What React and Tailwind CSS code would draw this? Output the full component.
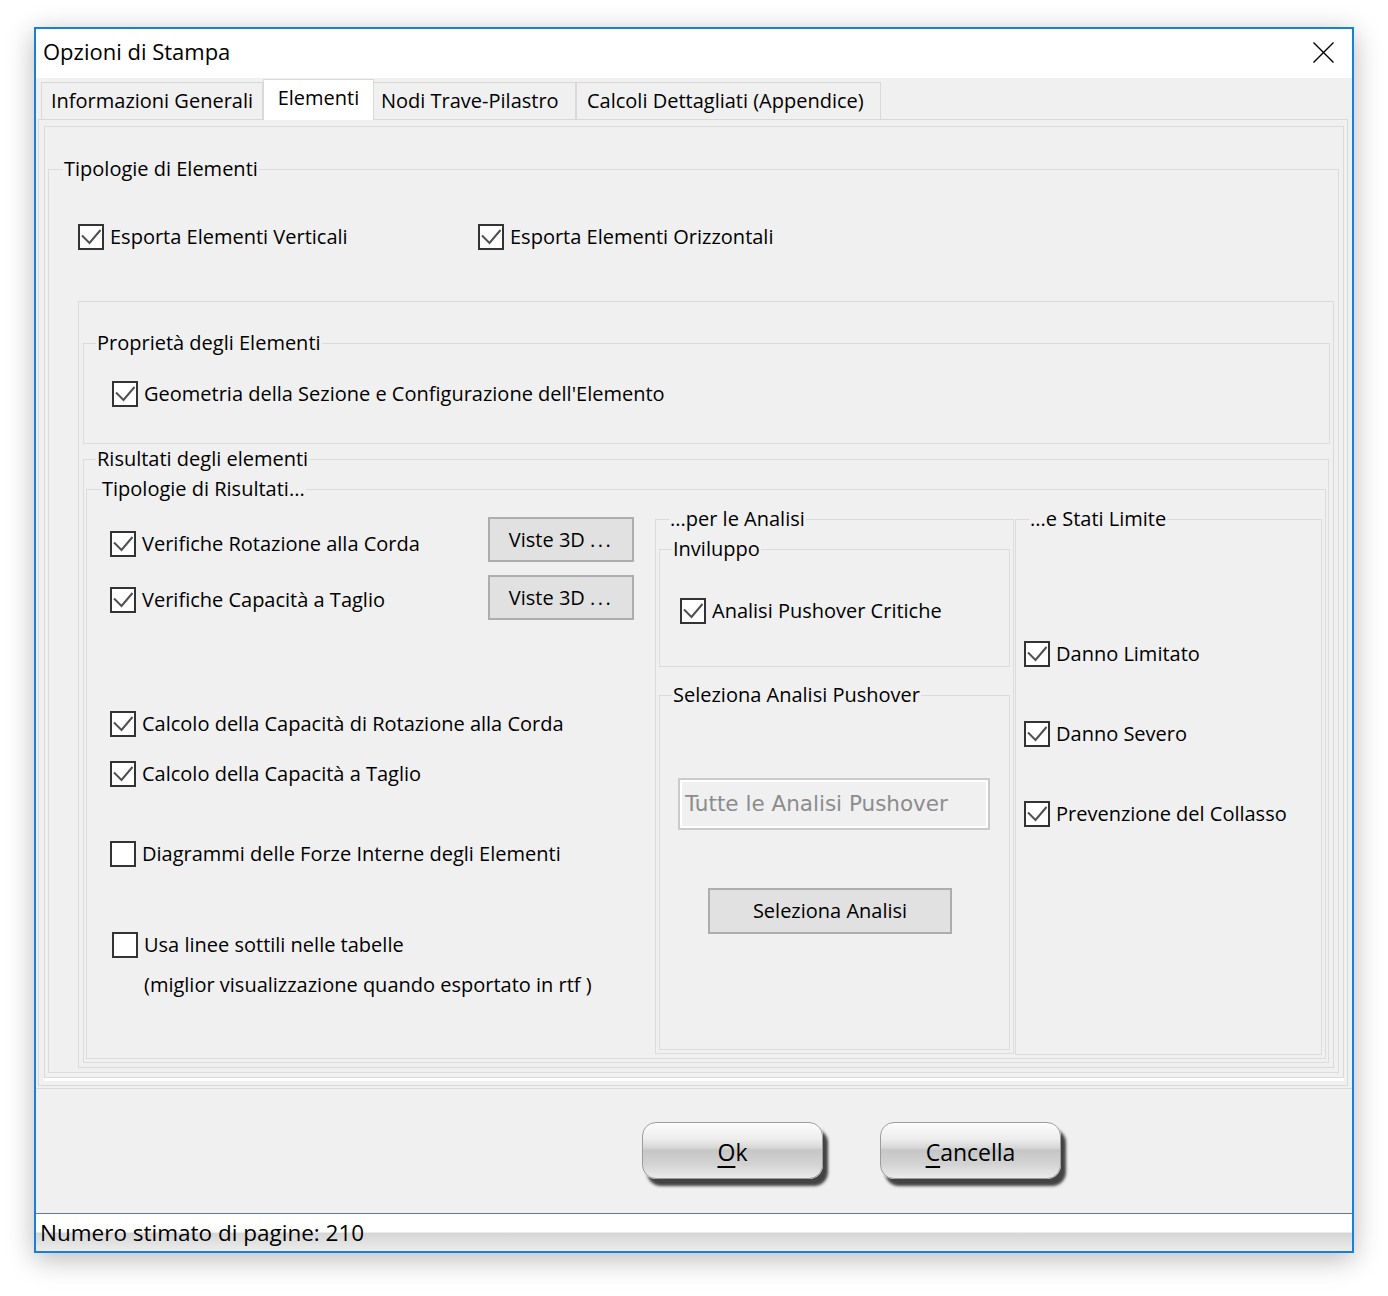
function Box({ checked }) {
  return (
    <span className="w-[26px] h-[26px] border-2 border-[#333] bg-white flex items-center justify-center shrink-0">
      {checked && (
        <svg width="22" height="22" viewBox="0 0 22 22">
          <path d="M2 9.5 L9.5 17 L20.5 4" fill="none" stroke="#505050" strokeWidth="2" />
        </svg>
      )}
    </span>
  )
}

function CheckRow({ checked, label, className = '' }) {
  return (
    <div className={'flex items-center h-[26px] ' + className}>
      <Box checked={checked} />
      <span className="ml-[6px] leading-[24px] whitespace-nowrap">{label}</span>
    </div>
  )
}

function Group({ title, className = '', lg = '', children }) {
  return (
    <fieldset className={'min-w-0 border border-[#dcdcdc] ' + className}>
      <legend className={'px-[1px] leading-[24px] whitespace-nowrap ' + lg}>{title}</legend>
      {children}
    </fieldset>
  )
}

function WinButton({ children, className = '' }) {
  return (
    <button className={'border-2 border-[#adadad] bg-[#e1e1e1] leading-[24px] flex items-center justify-center ' + className}>
      {children}
    </button>
  )
}

function GlossButton({ first, rest }) {
  return (
    <button className="w-[181px] h-[57px] rounded-[14px] border border-[#9c9c9c] bg-[linear-gradient(180deg,#fcfcfc_0%,#ececec_30%,#d9d9d9_44%,#c6c6c6_50%,#d3d3d3_75%,#ebebeb_100%)] shadow-[5px_7px_3px_rgba(0,0,0,0.72),inset_0_1px_0_#fff] text-[23px] leading-[30px] pt-[2px]">
      <span className="underline decoration-2 underline-offset-[5px]">{first}</span>
      {rest}
    </button>
  )
}

export default function App() {
  return (
    <div className="min-h-[1296px] bg-white pt-[27px] pl-[34px] font-['Open_Sans',sans-serif] text-[20px] text-black">
      <div className="w-[1320px] h-[1226px] border-2 border-[#1a7fd6] bg-[#f0f0f0] flex flex-col shadow-[0_6px_26px_rgba(0,0,0,0.28)]">
        {/* title bar */}
        <div className="h-[49px] bg-white flex justify-between shrink-0">
          <div className="pl-[7px] pt-[7px] text-[22px] leading-[30px]">Opzioni di Stampa</div>
          <svg className="mt-[13px] mr-[18px]" width="21" height="21" viewBox="0 0 21 21">
            <path d="M0.5 0.5 L20.5 20.5 M20.5 0.5 L0.5 20.5" stroke="#000" strokeWidth="1.4" />
          </svg>
        </div>

        {/* tabs */}
        <div className="h-[41px] flex items-end pl-[5px] shrink-0">
          <div className="w-[222px] h-[37px] border border-b-0 border-[#d9d9d9] text-center pt-[6px] leading-[24px]">Informazioni Generali</div>
          <div className="relative z-10 -mb-[1px] w-[111px] h-[41px] bg-white border border-b-0 border-[#d9d9d9] text-center pt-[6px] leading-[24px]">Elementi</div>
          <div className="w-[202px] h-[37px] border border-b-0 border-l-0 border-[#d9d9d9] pl-[7px] pt-[6px] leading-[24px] whitespace-nowrap">Nodi Trave-Pilastro</div>
          <div className="w-[305px] h-[37px] border border-b-0 border-[#d9d9d9] pl-[10px] pt-[6px] leading-[24px] whitespace-nowrap">Calcoli Dettagliati (Appendice)</div>
        </div>

        {/* tab page */}
        <div className="ml-[2px] w-[1310px] h-[967px] shrink-0 border border-[#d9d9d9] pt-[6px] pl-[5px]">
          <div className="w-[1300px] h-[952px] border border-[#dadada] pl-[3px] shadow-[0_3px_0_#ffffff]">
            <Group title="Tipologie di Elementi" className="mt-[30px] w-[1291px] h-[916px]" lg="ml-[14px]">
              <div className="mt-[43px] ml-[29px] flex">
                <CheckRow checked label="Esporta Elementi Verticali" className="w-[400px]" />
                <CheckRow checked label="Esporta Elementi Orizzontali" />
              </div>

              <div className="mt-[51px] ml-[29px] w-[1256px] h-[767px] border border-[#dadada] pl-[4px]">
                <Group title="Proprietà degli Elementi" className="mt-[29px] w-[1247px] h-[113px]" lg="ml-[12px]">
                  <CheckRow checked label="Geometria della Sezione e Configurazione dell'Elemento" className="mt-[26px] ml-[28px]" />
                </Group>

                <Group title="Risultati degli elementi" className="mt-[3px] w-[1246px] h-[616px]" lg="ml-[12px]">
                  <Group title="Tipologie di Risultati..." className="mt-[6px] ml-[2px] w-[1240px] h-[582px]" lg="ml-[14px]">
                    <div className="flex">
                      {/* left column */}
                      <div className="w-[568px] flex flex-col">
                        <div className="mt-[16px] pl-[23px] flex items-start">
                          <CheckRow checked label="Verifiche Rotazione alla Corda" className="w-[378px] mt-[14px]" />
                          <WinButton className="w-[146px] h-[45px]">
                            Viste 3D <span className="ml-[5px] tracking-[2.5px]">...</span>
                          </WinButton>
                        </div>
                        <div className="mt-[13px] pl-[23px] flex items-start">
                          <CheckRow checked label="Verifiche Capacità a Taglio" className="w-[378px] mt-[12px]" />
                          <WinButton className="w-[146px] h-[45px]">
                            Viste 3D <span className="ml-[5px] tracking-[2.5px]">...</span>
                          </WinButton>
                        </div>
                        <CheckRow checked label="Calcolo della Capacità di Rotazione alla Corda" className="mt-[91px] ml-[23px]" />
                        <CheckRow checked label="Calcolo della Capacità a Taglio" className="mt-[24px] ml-[23px]" />
                        <CheckRow label="Diagrammi delle Forze Interne degli Elementi" className="mt-[54px] ml-[23px]" />
                        <CheckRow label="Usa linee sottili nelle tabelle" className="mt-[65px] ml-[25px]" />
                        <div className="mt-[15px] ml-[57px] leading-[24px]">(miglior visualizzazione quando esportato in rtf )</div>
                      </div>

                      {/* middle column */}
                      <Group title="...per le Analisi" className="mt-[6px] w-[359px] h-[547px]" lg="ml-[13px]">
                        <Group title="Inviluppo" className="mt-[6px] ml-[3px] w-[351px] h-[130px]" lg="ml-[12px]">
                          <CheckRow checked label="Analisi Pushover Critiche" className="mt-[37px] ml-[20px]" />
                        </Group>
                        <Group title="Seleziona Analisi Pushover" className="mt-[16px] ml-[3px] w-[351px] h-[367px]" lg="ml-[12px]">
                          <div className="mt-[71px] ml-[18px] w-[312px] h-[52px] border-2 border-[#cacaca] shadow-[inset_0_0_0_2px_#ffffff] pl-[5px] flex items-center font-['DejaVu_Sans',sans-serif] text-[21.5px] text-[#8c8c8c] whitespace-nowrap">
                            Tutte le Analisi Pushover
                          </div>
                          <WinButton className="mt-[58px] ml-[48px] w-[244px] h-[46px]">Seleziona Analisi</WinButton>
                        </Group>
                      </Group>

                      {/* right column */}
                      <Group title="...e Stati Limite" className="mt-[6px] ml-[1px] w-[307px] h-[548px]" lg="ml-[13px]">
                        <CheckRow checked label="Danno Limitato" className="mt-[110px] ml-[8px]" />
                        <CheckRow checked label="Danno Severo" className="mt-[54px] ml-[8px]" />
                        <CheckRow checked label="Prevenzione del Collasso" className="mt-[54px] ml-[8px]" />
                      </Group>
                    </div>
                  </Group>
                </Group>
              </div>
            </Group>
          </div>
        </div>

        {/* buttons */}
        <div className="h-[127px] pt-[2px] shrink-0">
          <div className="h-full border-t border-[#dadada] pt-[33px] pl-[606px] flex gap-[57px]">
            <GlossButton first="O" rest="k" />
            <GlossButton first="C" rest="ancella" />
          </div>
        </div>

        {/* status bar */}
        <div className="flex-1 border-t border-[#62799a] bg-[linear-gradient(180deg,#ffffff_0%,#ffffff_48%,#d6d6d6_52%,#ececec_100%)] pl-[4px] pt-[4px] text-[22.5px] leading-[30px]">
          Numero stimato di pagine: 210
        </div>
      </div>
    </div>
  )
}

------------------------------------------------

WRITTEN PROBLEM
Return every line in the listing that contains the word "full".

EXERCISE SOLUTION
What React and Tailwind CSS code would draw this? Output the full component.
          <div className="h-full border-t border-[#dadada] pt-[33px] pl-[606px] flex gap-[57px]">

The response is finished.